For most of the nation’s history, sovereign immunity barred people from suing the federal government for its employees’ actions. By passing the FTCA in the 1940s, Congress changed things. A landmark piece of legislation, the FTCA waived sovereign immunity for certain actions taken by federal employees that led to personal injury or property damage. Thirty years later—and explicitly in response to two wrong-house raids like the one Trina, Gabe, and Toi suffered—Congress expanded the law to make it clear that the actions of federal law enforcement officers were included.

But the FTCA includes a host of exceptions, and circuit courts can’t agree on when they apply. In Trina, Gabe, and Toi’s case, the 11th U.S. Circuit Court of Appeals ruled that the FTCA’s “discretionary function exception” defeated some of their claims. That exception shields the United States from liability when a federal employee exercises discretion to advance federal policy. But FBI agents don’t have discretion to raid the wrong house. And doing so certainly does not further any federal policy. Other courts have recognized this. Had Trina, Gabe, and Toi brought their lawsuit in most other circuits, the discretionary function exception likely wouldn’t apply at all.

The 11th Circuit also found that Trina, Gabe, and Toi’s lawsuit was barred by the Supremacy Clause of the United States Constitution. No other circuit has taken this position—and for good reason.
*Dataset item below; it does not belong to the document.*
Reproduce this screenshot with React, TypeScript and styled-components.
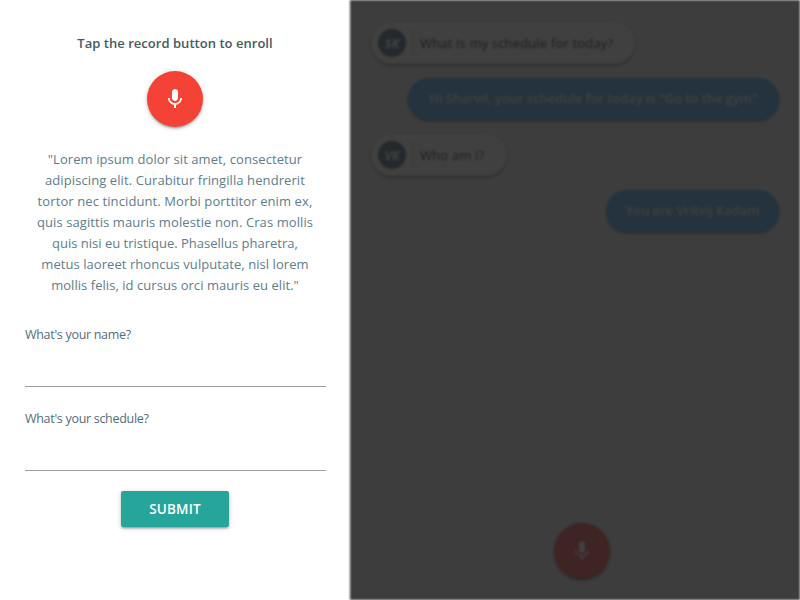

The Supremacy Clause simply declares that if a federal law and a state law conflict, the federal law wins. But the FTCA is a federal statute, so there is no conflict for the Supremacy Clause to settle.
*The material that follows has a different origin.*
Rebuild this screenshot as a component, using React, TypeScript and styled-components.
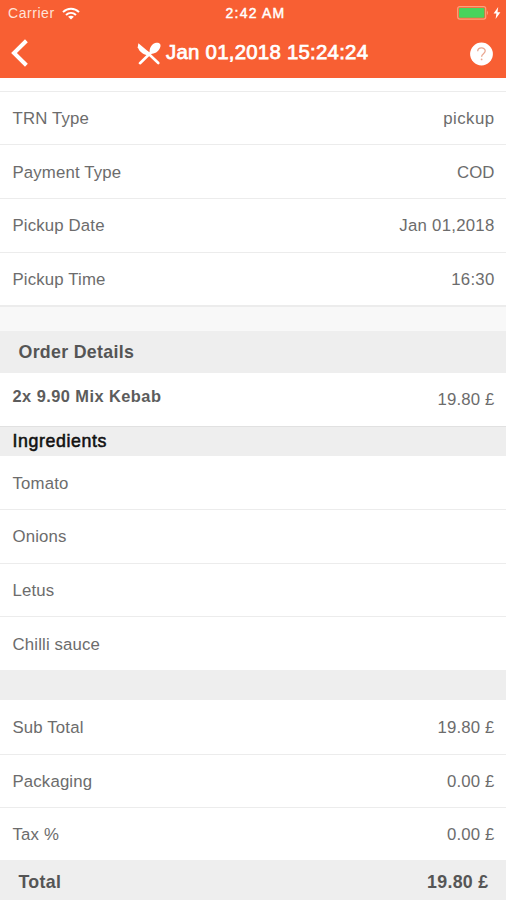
import React from "react";
import styled, { createGlobalStyle } from "styled-components";

const GlobalStyle = createGlobalStyle`
  * { box-sizing: border-box; }
  body {
    margin: 0;
    background: #fff;
    font-family: "Liberation Sans", Arial, sans-serif;
  }
`;

const Screen = styled.main`
  width: 506px;
  height: 900px;
  overflow: hidden;
  display: flex;
  flex-direction: column;
  background: #fff;
`;

const Header = styled.header`
  height: 78.4px;
  flex: none;
  background: #f85f33;
  color: #fff;
`;

const StatusBar = styled.div`
  height: 27px;
  display: grid;
  grid-template-columns: 1fr auto 1fr;
  align-items: center;
  padding: 0 5px 1px 8px;
  font-size: 14px;
`;

const Carrier = styled.div`
  display: flex;
  align-items: center;
  gap: 7px;
  letter-spacing: 0.55px;
  color: #ffe3d8;
`;

const Clock = styled.div`
  font-size: 14px;
  letter-spacing: 1.2px;
  margin-left: 2px;
  -webkit-text-stroke: 0.45px #fff;
`;

const Power = styled.div`
  display: flex;
  justify-content: flex-end;
  align-items: center;
  gap: 4px;
`;

const NavBar = styled.nav`
  height: 51px;
  display: grid;
  grid-template-columns: 137px 1fr 36px;
  align-items: center;
`;

const IconButton = styled.button`
  border: 0;
  padding: 0 0 0 11px;
  background: none;
  display: flex;
`;

const HelpButton = styled(IconButton)`
  padding: 3px 0 0;
`;

const Title = styled.h1`
  margin: 0 0 1px;
  display: flex;
  align-items: center;
  gap: 5px;
  font-size: 20.4px;
  font-weight: 400;
  line-height: 24px;
  letter-spacing: 0.25px;
  white-space: nowrap;
  -webkit-text-stroke: 0.75px #fff;

  svg { margin-top: 2px; }
`;

const Spacer = styled.div<{ $h: number; $bg: string }>`
  height: ${(p) => p.$h}px;
  flex: none;
  background: ${(p) => p.$bg};
`;

const Row = styled.div<{ $h?: number; $top?: string; $drop?: number }>`
  height: ${(p) => p.$h ?? 53.7}px;
  flex: none;
  display: flex;
  justify-content: space-between;
  align-items: center;
  padding: ${(p) => p.$drop ?? 1.8}px 11.5px 0 12.5px;
  border-top: 1.5px solid ${(p) => p.$top ?? "#ececec"};
  background: #fff;
`;

const Text = styled.span<{ $ls?: number }>`
  font-size: 16.8px;
  line-height: 20px;
  letter-spacing: ${(p) => p.$ls ?? 0.15}px;
  color: #6c6c6c;
  white-space: nowrap;
`;

const ItemName = styled(Text)`
  font-size: 16.4px;
  letter-spacing: 0.45px;
  font-weight: 700;
  color: #5c5c5c;
  margin-bottom: 7px;
`;

const Band = styled.div<{ $h: number }>`
  height: ${(p) => p.$h}px;
  flex: none;
  display: flex;
  justify-content: space-between;
  align-items: center;
  padding: 0 17.5px 0 18.5px;
  background: #eee;
  color: #555;
  font-size: 17.8px;
  font-weight: 700;
  line-height: 22px;
  letter-spacing: 0.3px;
`;

const SubBand = styled(Band)`
  padding-left: 12.5px;
  border-top: 1.5px solid #e1e1e1;
  color: #111;
  font-weight: 400;
  letter-spacing: 0.6px;
  -webkit-text-stroke: 0.55px #111;
`;

const details = [
  { label: "TRN Type", value: "pickup", ls: 0.45 },
  { label: "Payment Type", value: "COD", ls: 0.1 },
  { label: "Pickup Date", value: "Jan 01,2018", ls: 0.25 },
  { label: "Pickup Time", value: "16:30", ls: 0.25 },
];

const ingredients = ["Tomato", "Onions", "Letus", "Chilli sauce"];

const totals = [
  { label: "Sub Total", value: "19.80 £" },
  { label: "Packaging", value: "0.00 £" },
  { label: "Tax %", value: "0.00 £" },
];

const WifiIcon = () => (
  <svg width="18" height="13" viewBox="0 0 18 13" fill="none" stroke="#fff" strokeWidth="2">
    <path d="M1 5.1C5.5.7 12.5.7 17 5.1" />
    <path d="M4 8C7 5.2 11 5.2 14 8" />
    <path d="M9 12.6 6.1 9.7C7.8 8.3 10.2 8.3 11.9 9.7Z" fill="#fff" stroke="none" />
  </svg>
);

const BatteryIcon = () => (
  <svg width="32" height="14" viewBox="0 0 32 14">
    <rect x="0.7" y="0.7" width="28" height="12.4" rx="2" fill="none" stroke="#fca27d" strokeWidth="1.2" />
    <rect x="2" y="2" width="25.4" height="9.8" rx="1" fill="#48d35c" />
    <path d="M30 4.6Q32 6.9 30 9.2Z" fill="#fca27d" />
  </svg>
);

const BoltIcon = () => (
  <svg width="8" height="12" viewBox="0 0 8 12">
    <path d="M5.2 0 .6 6.6H3.4L2.6 12 7.4 5.2H4.5Z" fill="#fff" />
  </svg>
);

const BackIcon = () => (
  <svg width="18" height="28" viewBox="0 0 18 28" fill="none" stroke="#fff" strokeWidth="4">
    <path d="M15.4 1.8 3 14 15.4 26.2" />
  </svg>
);

const CutleryIcon = () => (
  <svg width="24" height="23" viewBox="0 0 24 23" fill="none" stroke="#fff">
    <path d="M14.2 10.2 3 21.2" strokeWidth="2.6" strokeLinecap="round" />
    <path d="M13 11.4C11.4 7 14.8 1.4 19 .8 22.8.4 24 2.4 23.4 4.8 22.4 9 17.5 13 13 11.4Z" fill="#fff" stroke="none" />
    <path d="M10 10.2 21.3 21" strokeWidth="2.6" strokeLinecap="round" />
    <path d="M1.4 1.2 12.4 10.6 10 13.2C6 12.4 2.4 9.6.7 5.2Z" fill="#fff" stroke="none" />
  </svg>
);

const HelpIcon = () => (
  <svg width="23" height="24" viewBox="0 0 23 24">
    <circle cx="11.5" cy="12" r="11.4" fill="#fff" />
    <path d="M7.7 9.3C7.8 4.7 15.3 4.9 15.2 9.1 15.1 11.7 11.6 11.7 11.6 14.8" fill="none" stroke="#e9a690" strokeWidth="1.3" />
    <circle cx="11.6" cy="17.4" r="0.9" fill="#e9a690" />
  </svg>
);

export default function App() {
  return (
    <Screen>
      <GlobalStyle />
      <Header>
        <StatusBar>
          <Carrier>
            Carrier
            <WifiIcon />
          </Carrier>
          <Clock>2:42 AM</Clock>
          <Power>
            <BatteryIcon />
            <BoltIcon />
          </Power>
        </StatusBar>
        <NavBar>
          <IconButton aria-label="Back">
            <BackIcon />
          </IconButton>
          <Title>
            <CutleryIcon />
            Jan 01,2018 15:24:24
          </Title>
          <HelpButton aria-label="Help">
            <HelpIcon />
          </HelpButton>
        </NavBar>
      </Header>
      <Spacer $h={12.2} $bg="#fff" />
      {details.map((d) => (
        <Row key={d.label}>
          <Text>{d.label}</Text>
          <Text $ls={d.ls}>{d.value}</Text>
        </Row>
      ))}
      <Spacer $h={1.4} $bg="#ececec" />
      <Spacer $h={24} $bg="#f8f8f8" />
      <Band $h={41.8}>Order Details</Band>
      <Row $h={53.4} $top="#fff" $drop={0}>
        <ItemName>2x 9.90 Mix Kebab</ItemName>
        <Text>19.80 £</Text>
      </Row>
      <SubBand $h={30}>Ingredients</SubBand>
      {ingredients.map((name, i) => (
        <Row key={name} $h={i === 0 ? 53 : 53.7} $top={i === 0 ? "#fff" : undefined}>
          <Text>{name}</Text>
        </Row>
      ))}
      <Spacer $h={30} $bg="#eee" />
      {totals.map((t, i) => (
        <Row key={t.label} $h={i === 2 ? 53 : 53.7} $top={i === 0 ? "#fff" : undefined}>
          <Text>{t.label}</Text>
          <Text>{t.value}</Text>
        </Row>
      ))}
      <Band $h={44}>
        <span>Total</span>
        <span>19.80 £</span>
      </Band>
    </Screen>
  );
}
“The federal government made a terrible—albeit easily avoidable—mistake when it kicked in an innocent family’s door,” said Patrick Jaicomo, a senior attorney at IJ. “The Supreme Court should take this case to ensure that the government, not the innocent family, pays the price for the mistake. Congress could not be clearer that it should.”

IJ’s Project on Immunity and Accountability is dedicated to the simple idea that if the people must follow the law, our government must do so as well. IJ is currently representing a family in South Bend, Indiana, and another family in a Dallas, Texas, suburb who both suffered from wrong-house SWAT raids.